Who Will Save the Tour?

One remarkable five-minute stretch of Monday’s Stage 3 Tour telecast on Versus was a package on all the steps that the two U.S.-sponsored teams in the race–Garmin-Chipotle and Team Columbia–have taken to make sure their riders are clean of drugs. In fact, the piece was so fervently adulatory and uncritiical in its portrayal of the teams’ anti-doping methods, that re: Cycling wonders whether the teams are paying for the coverage they are getting. Beyond the heavily produced segment, featuriing Garmin-Chipotle chief Jonathan Vaughters in his high-fashion eyewear and retro turtleneck, Versus’s presentation of Stage 3 featured a live interview with Vaughters and taped interviews with Columbia’s Bob Stapleton, and at least two of the teams’ riders.

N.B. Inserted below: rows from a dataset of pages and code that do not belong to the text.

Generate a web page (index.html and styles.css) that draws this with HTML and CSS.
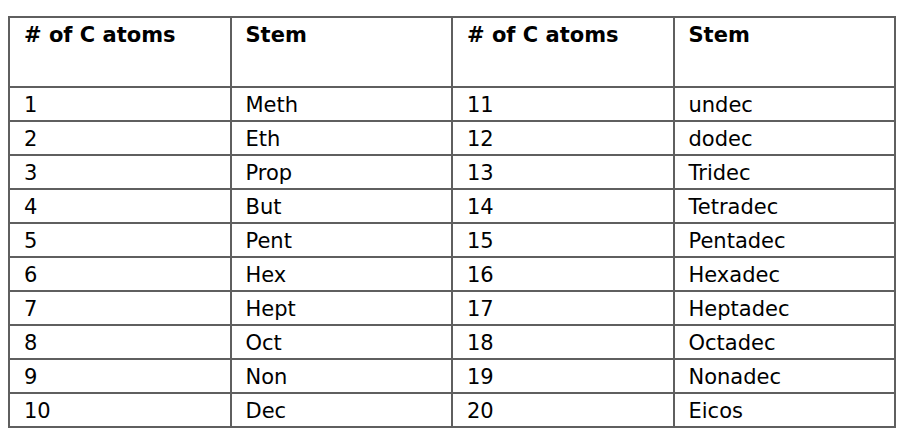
FILE: index.html
```html
<!DOCTYPE html>
<html>
<head>
<meta charset="utf-8">
<link rel="stylesheet" href="styles.css">
</head>
<body>
<table class="stems">
  <colgroup><col class="c"><col class="c"><col class="c"><col class="c"></colgroup>
  <tr class="head"><th># of C atoms</th><th>Stem</th><th># of C atoms</th><th>Stem</th></tr>
  <tr><td>1</td><td>Meth</td><td>11</td><td>undec</td></tr>
  <tr><td>2</td><td>Eth</td><td>12</td><td>dodec</td></tr>
  <tr><td>3</td><td>Prop</td><td>13</td><td>Tridec</td></tr>
  <tr><td>4</td><td>But</td><td>14</td><td>Tetradec</td></tr>
  <tr><td>5</td><td>Pent</td><td>15</td><td>Pentadec</td></tr>
  <tr><td>6</td><td>Hex</td><td>16</td><td>Hexadec</td></tr>
  <tr><td>7</td><td>Hept</td><td>17</td><td>Heptadec</td></tr>
  <tr><td>8</td><td>Oct</td><td>18</td><td>Octadec</td></tr>
  <tr><td>9</td><td>Non</td><td>19</td><td>Nonadec</td></tr>
  <tr><td>10</td><td>Dec</td><td>20</td><td>Eicos</td></tr>
</table>
</body>
</html>
```
FILE: styles.css
```css
html, body { background: #fff; }
body {
  margin: 16px 8px 0 8px;
  font-family: "DejaVu Sans", Verdana, sans-serif;
  color: #000;
}
.stems {
  border-collapse: collapse;
  table-layout: fixed;
  width: 888px;
}
.stems .c { width: 25%; }
.stems th, .stems td {
  border: 2px solid #5f5f5f;
  text-align: left;
  padding: 0 0 0 14px;
  font-size: 21px;
  line-height: 24px;
}
.stems th {
  font-weight: bold;
  vertical-align: top;
  height: 70px;
  box-sizing: border-box;
  padding-top: 5px;
}
.stems td {
  height: 34px;
  box-sizing: border-box;
  vertical-align: middle;
  padding-top: 1px;
}
```
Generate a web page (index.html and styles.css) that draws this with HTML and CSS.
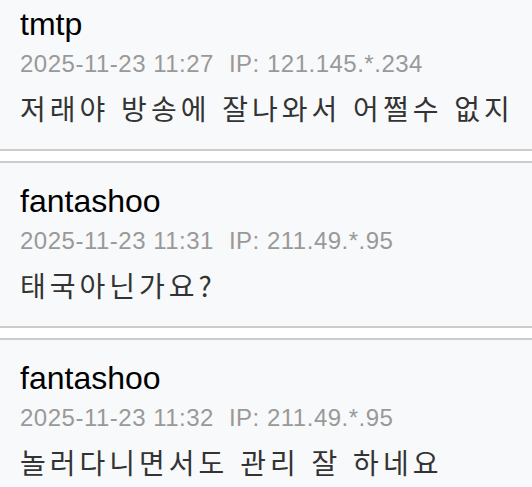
FILE: index.html
```html
<!DOCTYPE html>
<html lang="ko">
<head>
<meta charset="utf-8">
<title>댓글</title>
<link rel="stylesheet" href="styles.css">
</head>
<body>
<div class="comments">
  <div class="comment">
    <div class="name">tmtp</div>
    <div class="meta"><span class="date">2025-11-23 11:27</span><span class="ip">IP: 121.145.*.234</span></div>
    <div class="text">저래야 방송에 잘나와서 어쩔수 없지</div>
  </div>
  <div class="comment">
    <div class="name">fantashoo</div>
    <div class="meta"><span class="date">2025-11-23 11:31</span><span class="ip">IP: 211.49.*.95</span></div>
    <div class="text">태국아닌가요?</div>
  </div>
  <div class="comment">
    <div class="name">fantashoo</div>
    <div class="meta"><span class="date">2025-11-23 11:32</span><span class="ip">IP: 211.49.*.95</span></div>
    <div class="text">놀러다니면서도 관리 잘 하네요</div>
  </div>
</div>
</body>
</html>
```
FILE: styles.css
```css
html, body {
  margin: 0;
  padding: 0;
  background: #ffffff;
}
.comments {
  margin-top: -16px;
  display: flex;
  flex-direction: column;
  gap: 10px;
}
.comment {
  background: #f8f9fa;
  border-top: 2px solid #cccccc;
  border-bottom: 2px solid #cccccc;
  padding: 20px 20px 21px 20px;
}
.name {
  font-family: "Liberation Sans", Arial, sans-serif;
  font-size: 32px;
  line-height: 36px;
  color: #000000;
}
.meta {
  margin-top: 8px;
  font-family: "Liberation Sans", Arial, sans-serif;
  font-size: 24px;
  line-height: 28px;
  letter-spacing: 0.5px;
  color: #999999;
  white-space: nowrap;
}
.ip {
  margin-left: 15px;
}
.text {
  margin-top: 10px;
  font-family: "Noto Sans CJK KR", "Noto Sans", sans-serif;
  font-size: 28px;
  line-height: 40px;
  letter-spacing: 4px;
  color: #333333;
  white-space: nowrap;
}
```
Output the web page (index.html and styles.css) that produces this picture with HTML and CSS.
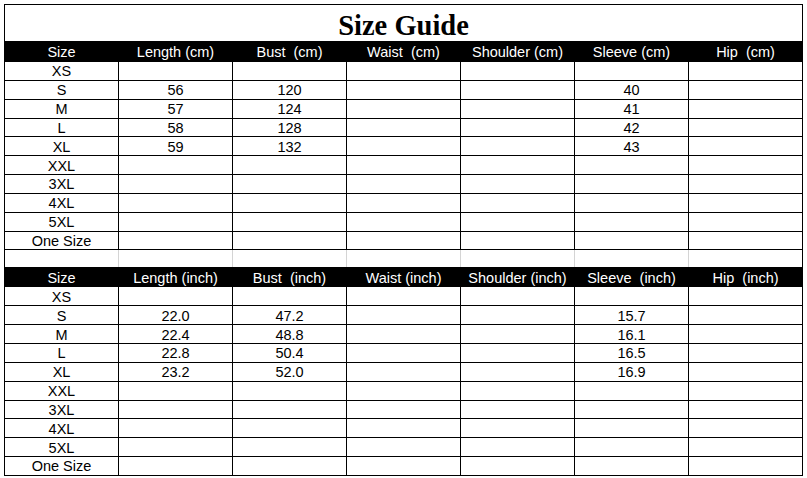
FILE: index.html
```html
<!DOCTYPE html>
<html>
<head>
<meta charset="utf-8">
<title>Size Guide</title>
<link rel="stylesheet" href="styles.css">
</head>
<body>
<table class="guide">
  <colgroup>
    <col class="c"><col class="c"><col class="c"><col class="c"><col class="c"><col class="c"><col class="c">
  </colgroup>
  <tbody>
    <tr class="title-row"><td colspan="7" class="title">Size Guide</td></tr>
    <tr class="head-row head-a"><td>Size</td><td>Length (cm)</td><td>Bust  (cm)</td><td>Waist  (cm)</td><td>Shoulder (cm)</td><td>Sleeve (cm)</td><td>Hip  (cm)</td></tr>
    <tr class="row"><td>XS</td><td></td><td></td><td></td><td></td><td></td><td></td></tr>
    <tr class="row"><td>S</td><td>56</td><td>120</td><td></td><td></td><td>40</td><td></td></tr>
    <tr class="row"><td>M</td><td>57</td><td>124</td><td></td><td></td><td>41</td><td></td></tr>
    <tr class="row"><td>L</td><td>58</td><td>128</td><td></td><td></td><td>42</td><td></td></tr>
    <tr class="row"><td>XL</td><td>59</td><td>132</td><td></td><td></td><td>43</td><td></td></tr>
    <tr class="row"><td>XXL</td><td></td><td></td><td></td><td></td><td></td><td></td></tr>
    <tr class="row"><td>3XL</td><td></td><td></td><td></td><td></td><td></td><td></td></tr>
    <tr class="row"><td>4XL</td><td></td><td></td><td></td><td></td><td></td><td></td></tr>
    <tr class="row"><td>5XL</td><td></td><td></td><td></td><td></td><td></td><td></td></tr>
    <tr class="row"><td>One Size</td><td></td><td></td><td></td><td></td><td></td><td></td></tr>
    <tr class="blank-row"><td></td><td></td><td></td><td></td><td></td><td></td><td></td></tr>
    <tr class="head-row head-b"><td>Size</td><td>Length (inch)</td><td>Bust  (inch)</td><td>Waist (inch)</td><td>Shoulder (inch)</td><td>Sleeve  (inch)</td><td>Hip  (inch)</td></tr>
    <tr class="row"><td>XS</td><td></td><td></td><td></td><td></td><td></td><td></td></tr>
    <tr class="row"><td>S</td><td>22.0</td><td>47.2</td><td></td><td></td><td>15.7</td><td></td></tr>
    <tr class="row"><td>M</td><td>22.4</td><td>48.8</td><td></td><td></td><td>16.1</td><td></td></tr>
    <tr class="row"><td>L</td><td>22.8</td><td>50.4</td><td></td><td></td><td>16.5</td><td></td></tr>
    <tr class="row"><td>XL</td><td>23.2</td><td>52.0</td><td></td><td></td><td>16.9</td><td></td></tr>
    <tr class="row"><td>XXL</td><td></td><td></td><td></td><td></td><td></td><td></td></tr>
    <tr class="row"><td>3XL</td><td></td><td></td><td></td><td></td><td></td><td></td></tr>
    <tr class="row"><td>4XL</td><td></td><td></td><td></td><td></td><td></td><td></td></tr>
    <tr class="row"><td>5XL</td><td></td><td></td><td></td><td></td><td></td><td></td></tr>
    <tr class="row"><td>One Size</td><td></td><td></td><td></td><td></td><td></td><td></td></tr>
  </tbody>
</table>
</body>
</html>
```

FILE: styles.css
```css
html, body {
  margin: 0;
  background: #ffffff;
}

body {
  padding: 4px 0 0 4px;
  font-family: "Liberation Sans", Arial, sans-serif;
  font-size: 14.5px;
  color: #000;
}

.guide {
  border-collapse: collapse;
  table-layout: fixed;
  width: 799px;
}

.guide .c {
  width: 114px;
}

.guide td {
  border: 1px solid #000;
  padding: 1px 0 0 0;
  text-align: center;
  vertical-align: middle;
  white-space: pre;
  line-height: 16px;
  overflow: hidden;
}

.title-row {
  height: 37px;
}

.guide .title {
  font-family: "Liberation Serif", "Times New Roman", serif;
  font-weight: bold;
  font-size: 28.5px;
  line-height: 30px;
  padding-top: 5px;
}

.head-row td {
  background: #000;
  color: #fff;
}

.head-a {
  height: 20px;
}

.head-b {
  height: 19px;
}

.row {
  height: 18.85px;
}

.blank-row {
  height: 18px;
}

.blank-row td {
  border-left-color: #d4d4d4;
  border-right-color: #d4d4d4;
}

.blank-row td:first-child {
  border-left-color: #000;
}

.blank-row td:last-child {
  border-right-color: #000;
}
```
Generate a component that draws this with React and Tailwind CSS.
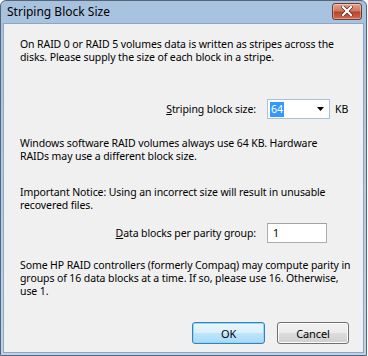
export default function App() {
  const font = { fontFamily: '"Noto Sans", "Open Sans", sans-serif' }

  return (
    <div className="w-[368px] h-[356px] bg-white">
      <div
        className="w-[367px] h-[356px] flex flex-col border border-[#56657a] bg-[linear-gradient(#a7c2df,#bcd3eb)] rounded-t-[6px] overflow-hidden"
        style={font}
      >
        {/* Title bar */}
        <div className="h-[22px] flex items-center justify-between pl-[6px] pr-[4px]">
          <span className="text-[12px] text-black leading-none">Striping Block Size</span>
          <button className="w-[30px] h-[17px] mt-[-2px] rounded-[3px] border border-[#6e3a33] bg-[linear-gradient(#e8a493,#d0785f_45%,#b8452a_55%,#cf6d52)] flex items-center justify-center shadow-[inset_0_0_0_1px_rgba(255,255,255,0.35)]">
            <svg width="12" height="10" viewBox="0 0 12 10">
              <path d="M2 1 L10 9 M10 1 L2 9" stroke="#4a2820" strokeWidth="3.6" strokeLinecap="square" />
              <path d="M2 1 L10 9 M10 1 L2 9" stroke="#ffffff" strokeWidth="2.2" strokeLinecap="square" />
            </svg>
          </button>
        </div>

        {/* Client area */}
        <div className="flex-1 mx-[2px] mb-[2px] bg-[#f0f0f0] border border-[#8ea6c2] text-[10.5px] tracking-[-0.1px] leading-[13px] text-black pl-[16px] pr-[14px] pt-[14px] flex flex-col whitespace-nowrap">
          <p>
            On RAID 0 or RAID 5 volumes data is written as stripes across the<br />
            disks. Please supply the size of each block in a stripe.
          </p>

          <div className="mt-[35px] flex items-center h-[20px]">
            <span className="w-[236px] text-right">
              <span className="underline">S</span>triping block size:
            </span>
            <div className="ml-[11px] w-[63px] h-[20px] bg-white border border-[#a8c0d8] flex items-center pl-[2px] pr-[5px]">
              <span className="bg-[#3399ff] text-white px-[1px] leading-[15px]">64</span>
              <span className="flex-1" />
              <svg width="7" height="4" viewBox="0 0 7 4">
                <path d="M0 0 H7 L3.5 4 Z" fill="#000" />
              </svg>
            </div>
            <span className="ml-[5px]">KB</span>
          </div>

          <p className="mt-[18px]">
            Windows software RAID volumes always use 64 KB. Hardware<br />
            RAIDs may use a different block size.
          </p>

          <p className="mt-[23px]">
            Important Notice: Using an incorrect size will result in unusable<br />
            recovered files.
          </p>

          <div className="mt-[11px] flex items-center h-[20px]">
            <span className="w-[236px] text-right">
              <span className="underline">D</span>ata blocks per parity group:
            </span>
            <div className="ml-[11px] w-[60px] h-[20px] bg-white border border-[#abadb3] border-t-[#a0a3aa] flex items-center pl-[5px]">
              1
            </div>
          </div>

          <p className="mt-[16px]">
            Some HP RAID controllers (formerly Compaq) may compute parity in<br />
            groups of 16 data blocks at a time. If so, please use 16. Otherwise,<br />
            use 1.
          </p>

          <div className="mt-[24px] flex justify-end gap-[12px]">
            <button className="w-[73px] h-[22px] rounded-[3px] border border-[#3c7fb1] bg-[linear-gradient(#eaf6fd,#d9f0fc_50%,#bee6fd_50%,#a7d9f5)] text-[11px] shadow-[inset_0_0_0_1px_#8fd8f8]">
              OK
            </button>
            <button className="w-[72px] h-[22px] rounded-[3px] border border-[#707070] bg-[linear-gradient(#f2f2f2,#ebebeb_50%,#dddddd_50%,#cfcfcf)] text-[11px] shadow-[inset_0_0_0_1px_#fcfcfc]">
              Cancel
            </button>
          </div>
        </div>
      </div>
    </div>
  )
}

Maybe all of this is just pure editorial, reflecting the Versus decision to use the Tour’s doping problems as a launch pad for a marketing campaign that focuses on redeeming the professional cycling (on June 9, the Wall Street Journal quoted Gavin Harvey, the Versus CEO, as saying, “There is a shadow on [cycling]. It’s a sport that is battling for its soul, and what people respond to about cycling is the intensity of that battle.”)

However, the casual watcher of Versus’s first three days of coverage can’t help but wonder whether there’s a single European team that’s doing anything–prohibiting public crack smoking among riders, limiting illegal injections to half a dozen a day–to try to clean things up. If there is anyone trying to save the Tour but the ultraclean Yanks, they are not getting any air time on Versus.